Actors who played many nationalities

The guy that played the most had to be Anthony Quinn.

Off the top of my head I can name about eight that the Mexican/American actor portrayed.

Arab – Lawrence of Arabia
Mexican - Viva Zapata
Greek - Zorba the Greek
Italian - The Salamander
Native American - They Died with Their Boots on
Spanish - Seven Cities of Gold
North African - Road to Morocco
Filippino - Back to Bataan
French - Lust for Life
American - The Happening (the first one)
(Yes, I know he doubled or tripled with many of these)

I also remember him playing at least two Asians, a Polynesian and I think a couple of South Americans but I am not sure.

I imagine there were a number of other actors who qualify with at least five, but who are they?

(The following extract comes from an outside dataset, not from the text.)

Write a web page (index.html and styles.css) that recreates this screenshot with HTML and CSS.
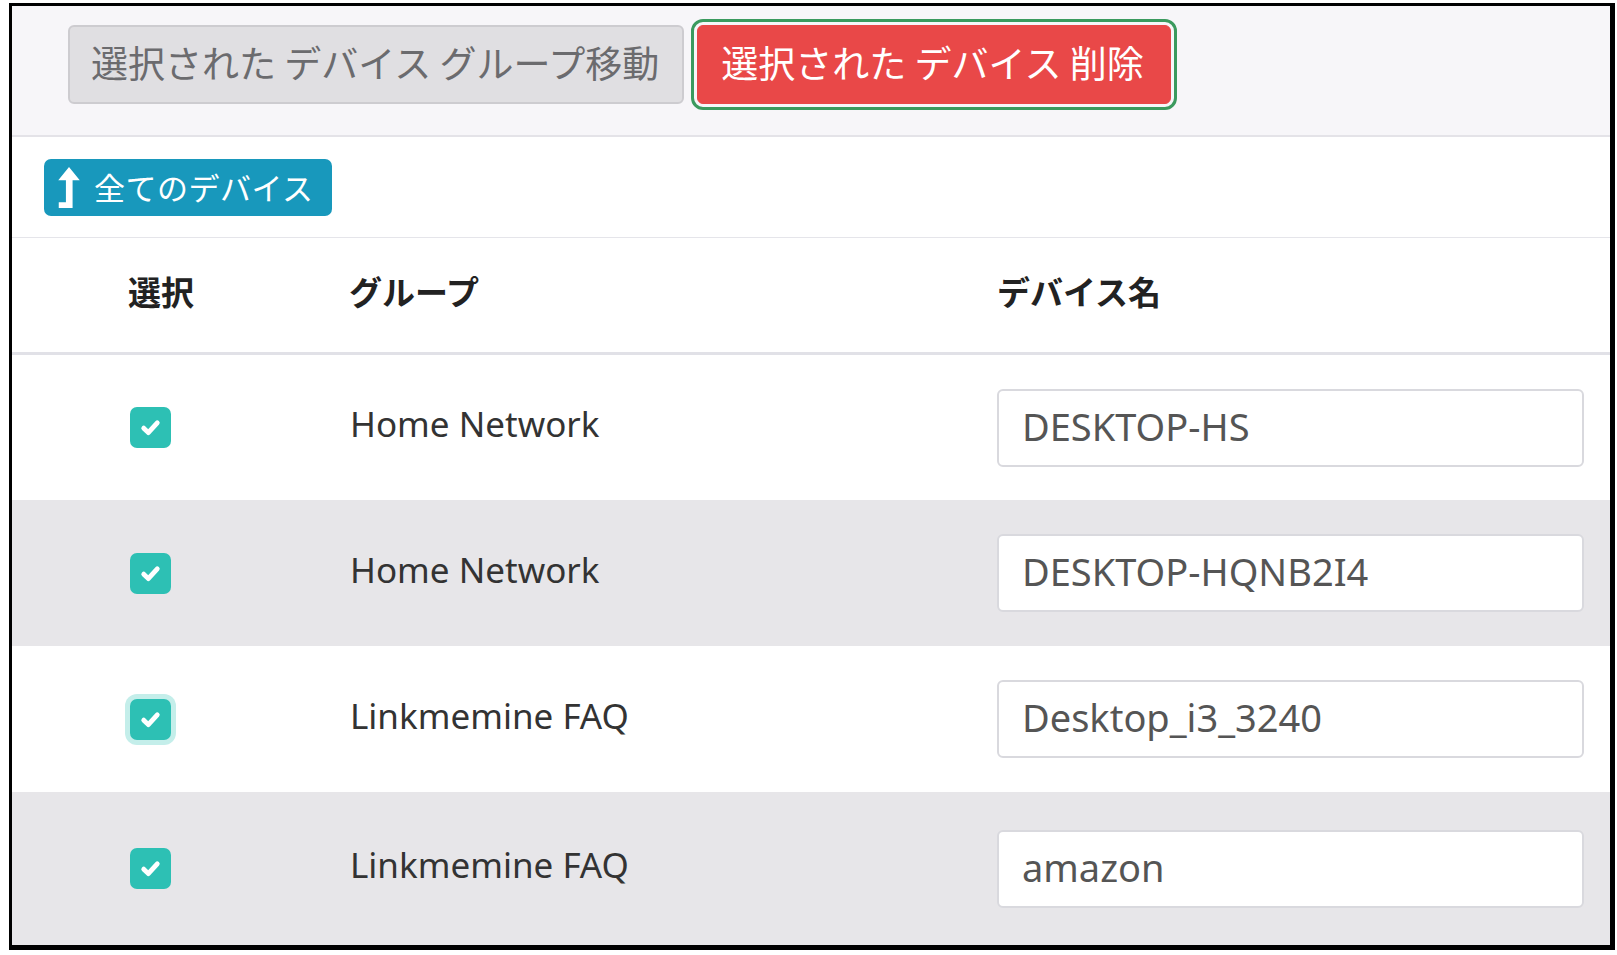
FILE: index.html
```html
<!DOCTYPE html>
<html lang="ja">
<head>
<meta charset="utf-8">
<title>デバイス</title>
<link rel="stylesheet" href="styles.css">
</head>
<body>
<div class="frame">
  <div class="topbar">
    <button class="btn btn-gray">選択された デバイス グループ移動</button>
    <button class="btn btn-red">選択された デバイス 削除</button>
  </div>
  <div class="filterbar">
    <button class="btn-blue">
      <svg class="lvl" viewBox="0 0 22 40" aria-hidden="true"><path d="M11 0 L21.5 13 L14.5 13 L14.5 40 L1 40 L1 34.5 L8 34.5 L8 13 L0.5 13 Z" fill="#fff"/></svg>
      <span>全てのデバイス</span>
    </button>
  </div>
  <div class="table">
    <div class="grid thead">
      <div>選択</div>
      <div>グループ</div>
      <div>デバイス名</div>
    </div>
    <div class="grid trow first">
      <div><span class="chk"><svg viewBox="0 0 20 20"><path d="M5 10.5 L8.4 13.8 L15 6.6" fill="none" stroke="#fff" stroke-width="3.6" stroke-linecap="round" stroke-linejoin="round"/></svg></span></div>
      <div class="grp">Home Network</div>
      <div><input class="name" type="text" value="DESKTOP-HS"></div>
    </div>
    <div class="grid trow alt">
      <div><span class="chk"><svg viewBox="0 0 20 20"><path d="M5 10.5 L8.4 13.8 L15 6.6" fill="none" stroke="#fff" stroke-width="3.6" stroke-linecap="round" stroke-linejoin="round"/></svg></span></div>
      <div class="grp">Home Network</div>
      <div><input class="name" type="text" value="DESKTOP-HQNB2I4"></div>
    </div>
    <div class="grid trow">
      <div><span class="chk focus"><svg viewBox="0 0 20 20"><path d="M5 10.5 L8.4 13.8 L15 6.6" fill="none" stroke="#fff" stroke-width="3.6" stroke-linecap="round" stroke-linejoin="round"/></svg></span></div>
      <div class="grp">Linkmemine FAQ</div>
      <div><input class="name" type="text" value="Desktop_i3_3240"></div>
    </div>
    <div class="grid trow alt last">
      <div><span class="chk"><svg viewBox="0 0 20 20"><path d="M5 10.5 L8.4 13.8 L15 6.6" fill="none" stroke="#fff" stroke-width="3.6" stroke-linecap="round" stroke-linejoin="round"/></svg></span></div>
      <div class="grp">Linkmemine FAQ</div>
      <div><input class="name" type="text" value="amazon"></div>
    </div>
  </div>
</div>
</body>
</html>
```

FILE: styles.css
```css
* { box-sizing: border-box; }

html, body {
  margin: 0;
  padding: 0;
  background: #ffffff;
}

body {
  font-family: "Noto Sans", "Noto Sans CJK JP", sans-serif;
  color: #333;
  overflow: hidden;
}

.frame {
  margin: 3px 2px 0 9px;
  border-style: solid;
  border-color: #000;
  border-width: 3px 5px 5px 3px;
  background: #fff;
}

/* top action bar */
.topbar {
  height: 131px;
  background: #f7f6f9;
  border-bottom: 2px solid #e4e3e8;
  display: flex;
  align-items: flex-start;
  gap: 13px;
  padding: 19px 0 0 56px;
}

.btn {
  height: 79px;
  padding: 0 23px 5px;
  border-radius: 6px;
  font-family: "Noto Sans CJK JP", sans-serif;
  font-size: 37px;
  line-height: 1;
  white-space: pre;
  cursor: pointer;
}

.btn-gray {
  background: #e0dfe2;
  border: 2px solid #cdccd0;
  color: #6b6b6e;
  padding-left: 21px;
}

.btn-red {
  background: #e94848;
  border: 1px solid #e94848;
  color: #fff;
  outline: 3px solid #3b9a5e;
  outline-offset: 3px;
  padding-right: 26px;
}

/* filter bar */
.filterbar {
  height: 101px;
  border-bottom: 1px solid #e5e5ea;
  padding: 22px 0 0 32px;
}

.btn-blue {
  height: 57px;
  display: inline-flex;
  align-items: center;
  gap: 13px;
  padding: 0 18px 3px 13px;
  background: #1898bc;
  border: none;
  border-radius: 7px;
  color: #fff;
  font-family: "Noto Sans CJK JP", sans-serif;
  font-size: 31px;
  letter-spacing: 0.5px;
  line-height: 1;
}

.lvl {
  width: 24px;
  height: 41px;
  display: block;
  margin-top: 3px;
}

/* table */
.grid {
  display: grid;
  grid-template-columns: 221px 648px 1fr;
  align-items: center;
  padding: 0 26px 0 116px;
}

.thead {
  height: 117px;
  border-bottom: 3px solid #e1e1e7;
  font-family: "Noto Sans CJK JP", sans-serif;
  font-weight: 700;
  font-size: 33px;
  color: #222;
  padding-bottom: 8px;
}

.trow {
  height: 146px;
  background: #fff;
}

.trow.first {
  height: 145px;
}

.trow.alt {
  background: #e7e6e9;
}

.trow.last {
  height: 153px;
}

.chk {
  width: 41px;
  height: 41px;
  margin-left: 2px;
  border-radius: 7px;
  background: #2dc0b4;
  display: flex;
  align-items: center;
  justify-content: center;
}

.chk svg {
  width: 27px;
  height: 27px;
  display: block;
}

.chk.focus {
  box-shadow: 0 0 0 5px #c4eeea;
}

.grp {
  font-size: 35px;
  color: #333;
  padding-left: 1px;
  padding-bottom: 8px;
}

.name {
  display: block;
  width: 100%;
  height: 78px;
  margin: 0;
  padding: 0 0 4px 23px;
  border: 2px solid #d9d9de;
  border-radius: 6px;
  background: #fff;
  font-family: "Noto Sans", sans-serif;
  font-size: 38px;
  color: #555;
  outline: none;
}
```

My first thought was Jürgen Prochnow, who has played good guys and bad guys of every nationality. Let’s see…

German – Das Boot
Hungarian – The Fall
Russian – The Fourth War
Kazakhstani – Air Force One
Calladan – Dune
Scottish – Macbeth
American – In the Mouth of Madness
British – Robin Hood
French – The Da Vinci Code

That’s all I can come up with for now.

And he played Barabbas

Peter Stormare has played German, French, Italian, Russian, Swedish, and I’m sure plenty of other assorted European nationalities. I don’t have the time to document them all.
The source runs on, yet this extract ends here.